Better enjoy it while we can. January releases tend to go the opposite direction.
In the meantime, let’s take a look at playwright Kenneth Lonergan’s new film Manchester by the Sea. SPOILER-free review after the cut.
The film opens with Lee Chandler (Casey Affleck), a handyman with few social skills. His life seems to be going nowhere, and about all we can tell is he sometimes hauls off and starts swinging when life is getting to him. Then he gets a call his brother Joe (Kyle Chandler) has suffered a heart attack, and Joe dies as Lee drives to the town he used to call home of Manchester. We learn in short order that Joe is divorced from the mother of his teenage son Patrick (Lucas Hedges). Lee himself has an ex-wife (the always-phenomenal Michelle Williams) that he doesn’t seem to want to deal with for reasons that become clear as the movie progresses.
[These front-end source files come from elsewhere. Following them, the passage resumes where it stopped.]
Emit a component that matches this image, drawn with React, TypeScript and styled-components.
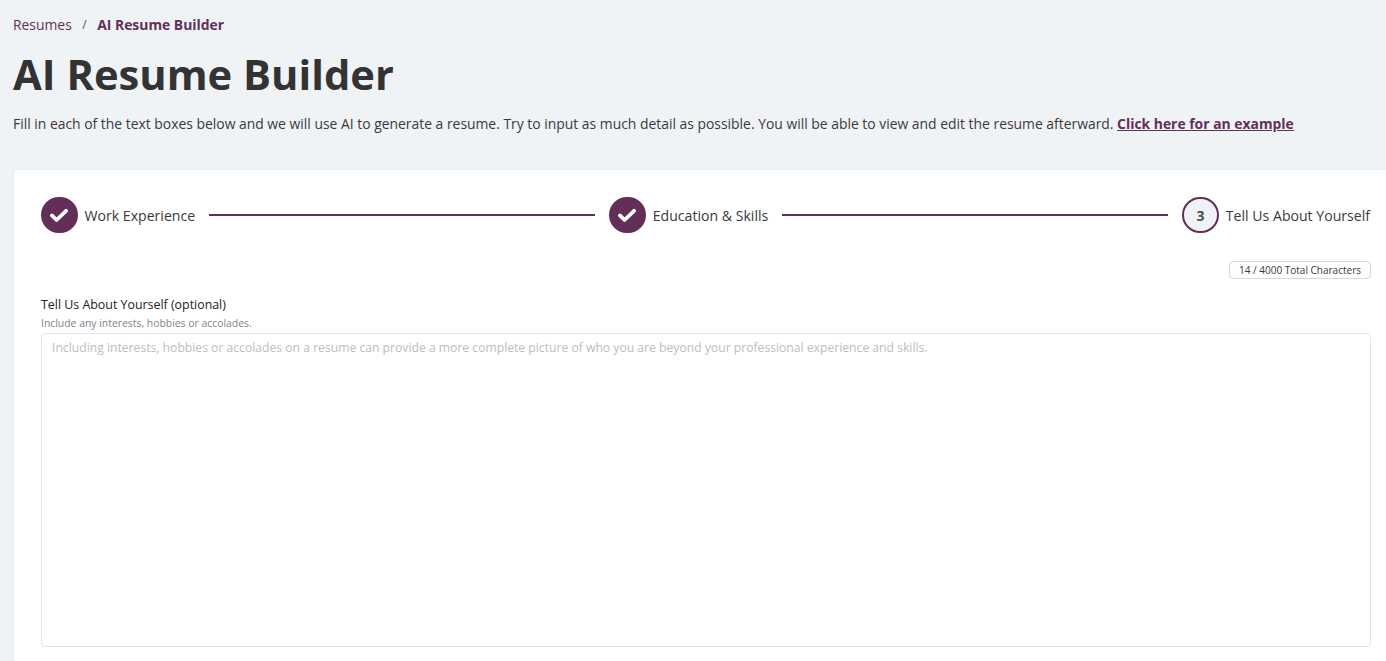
import React from "react";
import styled, { createGlobalStyle } from "styled-components";

const Global = createGlobalStyle`
  html, body { margin: 0; height: 100%; overflow: hidden; background: #f0f3f6; }
  body { font-family: "Open Sans", "Liberation Sans", sans-serif; color: #333; }
`;

const Page = styled.div`
  width: 1386px;
  height: 661px;
  overflow: hidden;
  padding: 15px 0 0 13px;
  box-sizing: border-box;
`;
const Crumbs = styled.nav`
  display: flex;
  align-items: center;
  height: 19px;
  font-size: 13.9px;
  color: #632f59;
`;
const Sep = styled.span`
  margin: 0 10.5px;
  font-size: 12px;
  color: #555;
`;
const Current = styled.strong`
  font-weight: 700;
`;
const Title = styled.h1`
  margin: 12px 0 0;
  font-size: 41.7px;
  line-height: 56px;
  font-weight: 700;
  color: #333;
`;
const Intro = styled.p`
  margin: 12px 0 0;
  font-size: 13.9px;
  line-height: 20px;
  color: #3a3a3a;
  white-space: nowrap;
`;
const ExampleLink = styled.a`
  font-weight: 700;
  color: #632f59;
  text-decoration: underline;
`;
const Card = styled.section`
  margin-top: 35px;
  width: 1400px;
  height: 520px;
  box-sizing: border-box;
  background: #fff;
  border: 1px solid #e8ebef;
  border-radius: 3px;
  padding: 26px 0 0 27px;
`;
const Inner = styled.div`
  width: 1330px;
`;
const Stepper = styled.div`
  display: flex;
  align-items: center;
  height: 38px;
  padding-right: 1px;
`;
const Step = styled.div`
  display: flex;
  align-items: center;
  gap: 7px;
  font-size: 14.1px;
  white-space: nowrap;
  color: #3a3a3a;
`;
const Circle = styled.span<{ $done?: boolean }>`
  width: 36.5px;
  height: 36.5px;
  box-sizing: border-box;
  border-radius: 50%;
  display: flex;
  align-items: center;
  justify-content: center;
  font-size: 14px;
  font-weight: 700;
  color: #4a5058;
  background: ${(p) => (p.$done ? "#632f59" : "#f0f3f6")};
  border: 2px solid #632f59;
`;
const Line = styled.span`
  flex: 1;
  height: 2px;
  margin: 0 14px;
  background: #632f59;
`;
const CounterRow = styled.div`
  display: flex;
  justify-content: flex-end;
  margin-top: 27px;
`;
const Counter = styled.span`
  height: 18px;
  box-sizing: border-box;
  padding: 0 9px;
  display: flex;
  align-items: center;
  font-size: 10px;
  color: #3a3a3a;
  background: #fff;
  border: 1px solid #d5d9de;
  border-radius: 4px;
`;
const Label = styled.label`
  display: block;
  margin-top: 17px;
  font-size: 12.4px;
  line-height: 17px;
  color: #222;
`;
const Hint = styled.div`
  margin-top: 3px;
  font-size: 10.4px;
  line-height: 14px;
  color: #7d848c;
`;
const Area = styled.textarea`
  display: block;
  width: 100%;
  height: 314px;
  margin-top: 3px;
  box-sizing: border-box;
  padding: 5px 10px;
  border: 1px solid #e2e4e8;
  border-radius: 4px;
  resize: none;
  outline: none;
  background: #fff;
  font-family: inherit;
  font-size: 12.17px;
  line-height: 17px;
  &::placeholder { color: #b9bec5; opacity: 1; }
`;

const Check = () => (
  <svg width="20" height="20" viewBox="0 0 24 24" fill="none" stroke="#fff" strokeWidth="4.5" strokeLinecap="round" strokeLinejoin="round">
    <path d="M3.5 12.5L9 18L20.5 7" />
  </svg>
);

export default function App() {
  return (
    <Page>
      <Global />
      <Crumbs>
        <span>Resumes</span>
        <Sep>/</Sep>
        <Current>AI Resume Builder</Current>
      </Crumbs>
      <Title>AI Resume Builder</Title>
      <Intro>
        Fill in each of the text boxes below and we will use AI to generate a resume. Try to input as much detail as possible. You will be able to view and edit the resume afterward.{" "}
        <ExampleLink href="#">Click here for an example</ExampleLink>
      </Intro>
      <Card>
        <Inner>
          <Stepper>
            <Step><Circle $done><Check /></Circle>Work Experience</Step>
            <Line />
            <Step><Circle $done><Check /></Circle>Education &amp; Skills</Step>
            <Line />
            <Step><Circle>3</Circle>Tell Us About Yourself</Step>
          </Stepper>
          <CounterRow><Counter>14 / 4000 Total Characters</Counter></CounterRow>
          <Label>Tell Us About Yourself (optional)</Label>
          <Hint>Include any interests, hobbies or accolades.</Hint>
          <Area placeholder="Including interests, hobbies or accolades on a resume can provide a more complete picture of who you are beyond your professional experience and skills." />
        </Inner>
      </Card>
    </Page>
  );
}
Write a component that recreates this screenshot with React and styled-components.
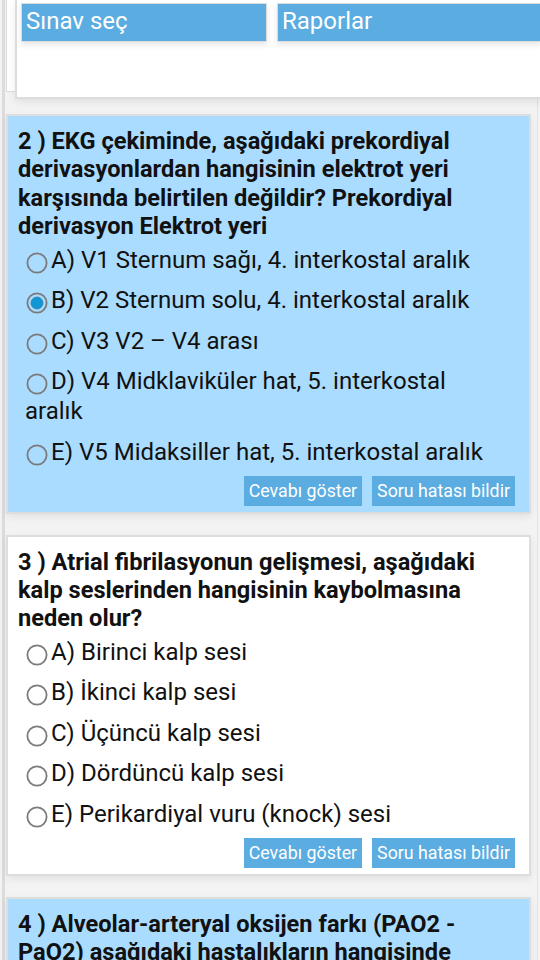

Lonergan has a fantastic eye for directing. Sweeping shots of the New England countryside emphasize the beauty and the isolation of the Massachusetts winter. As for Affleck, his quiet performance masks a lot of guilt and self-loathing. The reasons for this become clear about halfway through the movie when flashbacks show the incident that turned Lee’s happy life into its current misery. He’d like nothing more than to leave Manchester again, but then learns Joe arranged for Lee to be Patrick’s legal guardian until the boy turns 18. Lee was never consulted on this, so for now he’s stuck in a town he has good reason to want to avoid.
This isn’t a movie where the protagonist’s feelings or thoughts are ever explained. Lee utters a small sentence near the end of the movie that comes as close to explaining everything he’s feeling, and some small gestures by the often-abrasive Patrick allow the two men to grow closer after the long absence, and in many ways the movie depicts a man dealing with deep-seeded depression very well. This likewise isn’t a movie for easy answers, but instead is one that should give the audience pause and move them to feel for a man who perhaps doesn’t feel much of anything anymore.
Ten out of ten drummers with no rhythm. If the film has any flaws, maybe its underutilizing the fantastic Williams, though this story isn’t really her character’s, and the last scene she has is about as powerful as it gets.